**RAW DATA**
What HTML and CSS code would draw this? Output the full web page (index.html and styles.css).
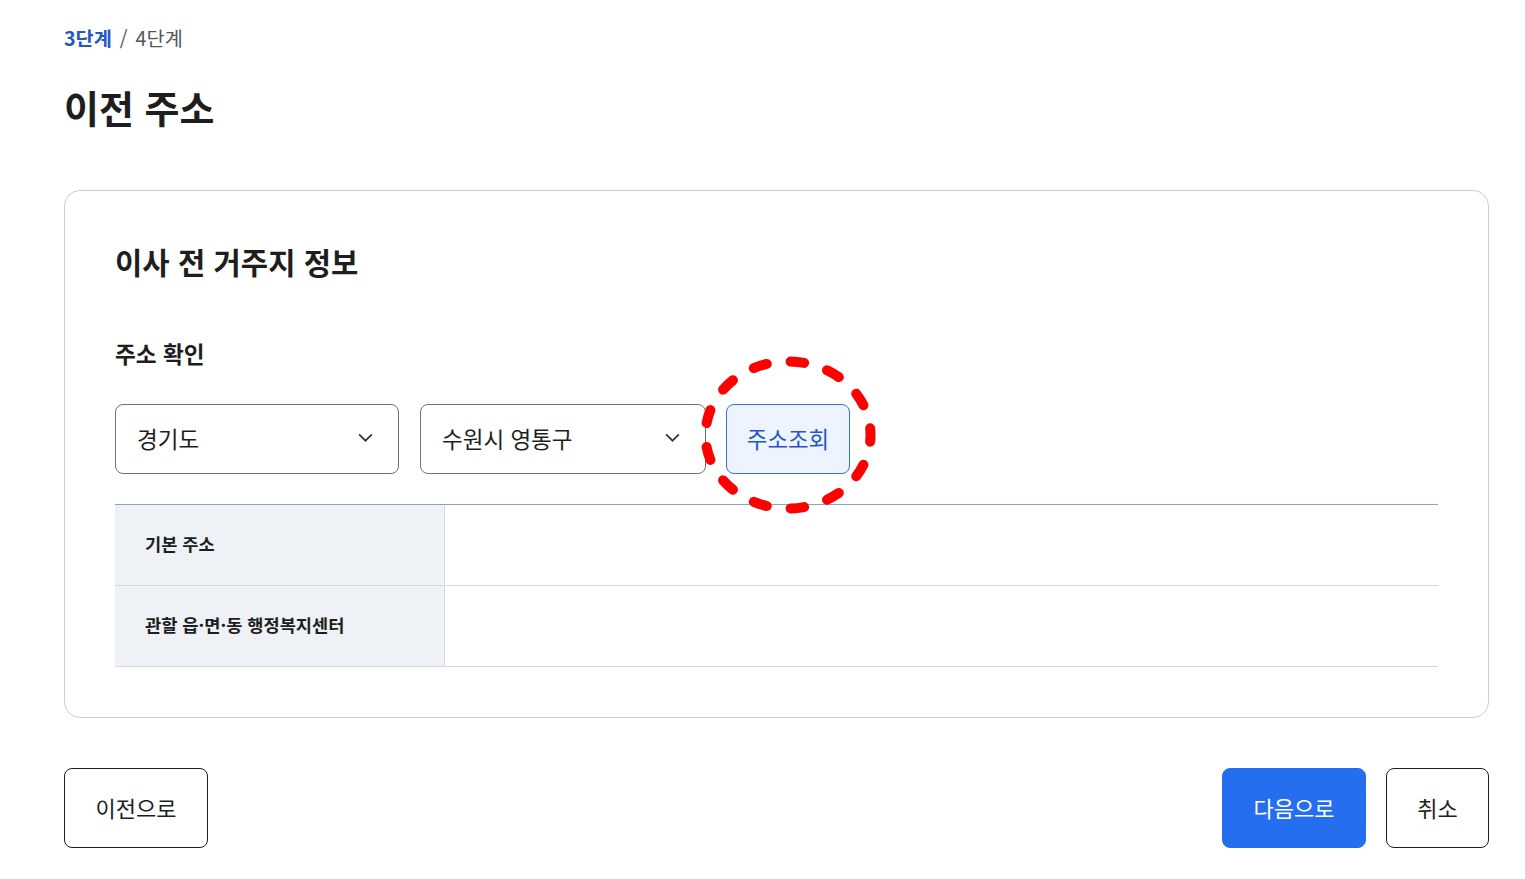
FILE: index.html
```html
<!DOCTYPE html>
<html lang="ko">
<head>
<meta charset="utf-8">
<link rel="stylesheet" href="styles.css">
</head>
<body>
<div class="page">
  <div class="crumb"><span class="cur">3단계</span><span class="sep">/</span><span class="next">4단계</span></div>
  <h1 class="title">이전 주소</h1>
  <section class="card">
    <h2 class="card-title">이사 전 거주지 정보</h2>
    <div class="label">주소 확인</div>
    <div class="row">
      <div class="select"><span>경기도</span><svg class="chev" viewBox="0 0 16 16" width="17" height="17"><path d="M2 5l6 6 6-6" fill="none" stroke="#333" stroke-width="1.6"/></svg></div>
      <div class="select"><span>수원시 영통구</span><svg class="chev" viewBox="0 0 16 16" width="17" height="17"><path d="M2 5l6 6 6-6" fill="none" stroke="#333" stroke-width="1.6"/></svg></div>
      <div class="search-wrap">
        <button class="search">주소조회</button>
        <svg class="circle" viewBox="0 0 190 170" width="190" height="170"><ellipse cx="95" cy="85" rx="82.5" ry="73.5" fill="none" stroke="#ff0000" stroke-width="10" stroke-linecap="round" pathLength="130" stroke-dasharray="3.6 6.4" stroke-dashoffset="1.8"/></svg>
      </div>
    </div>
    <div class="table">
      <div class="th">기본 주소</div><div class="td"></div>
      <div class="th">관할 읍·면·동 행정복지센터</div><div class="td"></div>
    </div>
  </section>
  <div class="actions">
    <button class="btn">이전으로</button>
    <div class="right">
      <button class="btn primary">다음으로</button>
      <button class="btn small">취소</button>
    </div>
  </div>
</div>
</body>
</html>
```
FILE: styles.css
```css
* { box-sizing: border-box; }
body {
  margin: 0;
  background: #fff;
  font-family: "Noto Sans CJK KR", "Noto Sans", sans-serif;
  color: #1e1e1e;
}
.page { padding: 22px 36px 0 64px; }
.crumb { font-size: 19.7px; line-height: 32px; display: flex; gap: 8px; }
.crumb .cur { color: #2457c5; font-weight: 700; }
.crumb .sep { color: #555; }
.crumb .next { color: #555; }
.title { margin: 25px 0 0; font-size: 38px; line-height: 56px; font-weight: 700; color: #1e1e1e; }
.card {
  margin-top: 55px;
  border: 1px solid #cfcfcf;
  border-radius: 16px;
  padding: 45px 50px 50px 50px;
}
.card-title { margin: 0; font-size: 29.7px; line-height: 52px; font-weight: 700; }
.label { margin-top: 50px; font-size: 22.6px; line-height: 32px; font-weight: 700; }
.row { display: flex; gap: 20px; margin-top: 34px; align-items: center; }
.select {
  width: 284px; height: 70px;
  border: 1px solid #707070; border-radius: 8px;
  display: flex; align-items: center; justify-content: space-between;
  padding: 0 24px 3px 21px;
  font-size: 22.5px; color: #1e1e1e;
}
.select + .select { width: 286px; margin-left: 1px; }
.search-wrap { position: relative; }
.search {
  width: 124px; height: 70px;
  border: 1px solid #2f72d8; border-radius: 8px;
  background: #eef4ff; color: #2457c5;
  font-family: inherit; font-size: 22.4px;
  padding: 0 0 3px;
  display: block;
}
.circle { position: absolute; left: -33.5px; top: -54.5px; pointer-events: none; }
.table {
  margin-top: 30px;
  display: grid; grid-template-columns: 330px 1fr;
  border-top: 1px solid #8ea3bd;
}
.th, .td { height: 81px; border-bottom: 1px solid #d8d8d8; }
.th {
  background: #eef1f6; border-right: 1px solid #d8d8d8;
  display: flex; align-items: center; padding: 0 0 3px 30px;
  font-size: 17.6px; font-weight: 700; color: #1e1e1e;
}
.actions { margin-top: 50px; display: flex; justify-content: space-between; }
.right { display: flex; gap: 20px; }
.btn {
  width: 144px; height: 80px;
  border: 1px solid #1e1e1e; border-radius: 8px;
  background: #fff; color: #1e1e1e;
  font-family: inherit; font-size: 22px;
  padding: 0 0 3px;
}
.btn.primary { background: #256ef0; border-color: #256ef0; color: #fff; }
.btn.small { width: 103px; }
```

**TASK INSTRUCTIONS**
Wherever the word "page" occurs in a line of the listing, copy that line.

**TASK RESPONSE**
What HTML and CSS code would draw this? Output the full web page (index.html and styles.css).
<div class="page">
.page { padding: 22px 36px 0 64px; }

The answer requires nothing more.